Maybe it’s you driving around with a bumper sticker or flying a flag or posting a yard sign with the assailant of at least one woman, but likely dozens, perhaps hundreds more. (The dozens of credible accusations and the Jeffrey Epstein flight logs point to a lifelong pattern.) I suspect this may not matter to some of you voting for him, but I hope you'll think about it. Emilys are everywhere. They are your daughters, your wives, your sons, your co-workers, your neighbors. People you know and love and worship and work with have survived sexual assault, whether you know it or not. They are in your kitchen, your staff room, your classroom, your church pew, your timelines.
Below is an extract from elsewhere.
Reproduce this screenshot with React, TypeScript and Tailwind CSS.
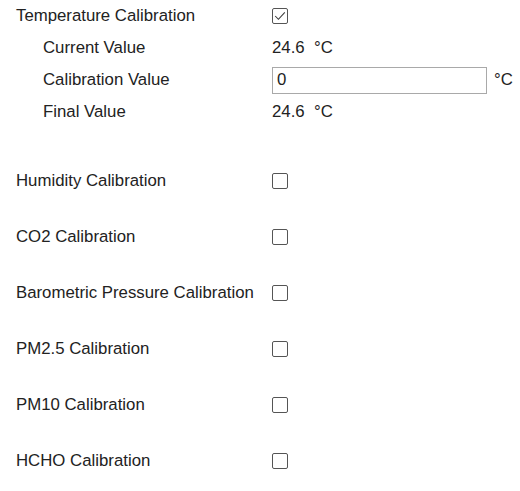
import React from 'react';

const Box = ({ checked = false }: { checked?: boolean }) => (
  <span className="inline-flex h-[16px] w-[16px] items-center justify-center rounded-[2px] border border-[#555] bg-white">
    {checked && (
      <svg viewBox="0 0 16 16" className="h-[14px] w-[14px]" fill="none" stroke="#3a3a3a" strokeWidth="1.2">
        <path d="M2.5 8 L6.2 11.8 L13.5 3.8" />
      </svg>
    )}
  </span>
);

const items = [
  'Humidity Calibration',
  'CO2 Calibration',
  'Barometric Pressure Calibration',
  'PM2.5 Calibration',
  'PM10 Calibration',
  'HCHO Calibration',
];

export default function App() {
  return (
    <div className="min-h-[491px] w-[520px] bg-white pl-4 text-[16.8px] text-[#222] font-['Liberation_Sans',Arial,sans-serif]">
      {/* Temperature */}
      <div className="flex h-8 items-center">
        <span className="w-[256px]">Temperature Calibration</span>
        <Box checked />
      </div>
      <div className="flex h-8 items-center">
        <span className="w-[256px] pl-[27px]">Current Value</span>
        <span>24.6&nbsp; °C</span>
      </div>
      <div className="flex h-8 items-center">
        <span className="w-[256px] pl-[27px]">Calibration Value</span>
        <input
          readOnly
          value="0"
          className="h-[27px] w-[215px] border border-[#a9a9a9] px-[4px] text-[16.8px] text-[#222] outline-none"
        />
        <span className="ml-[7px]">°C</span>
      </div>
      <div className="flex h-8 items-center">
        <span className="w-[256px] pl-[27px]">Final Value</span>
        <span>24.6&nbsp; °C</span>
      </div>

      <div className="mt-[25px] flex flex-col">
        {items.map((label) => (
          <div key={label} className="flex h-14 items-center">
            <span className="w-[256px] whitespace-nowrap">{label}</span>
            <Box />
          </div>
        ))}
      </div>
    </div>
  );
}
They are listening to you and they are being brutalized again, because people they know and love and worship with and work with are okay elevating a sexual predator to the Presidency and dismissing their trauma and excusing away his despicable acts and words about women. I wonder if that's something you are okay with.

Voting Donald Trump into office again would be a slap in the face to survivors of sexual assault.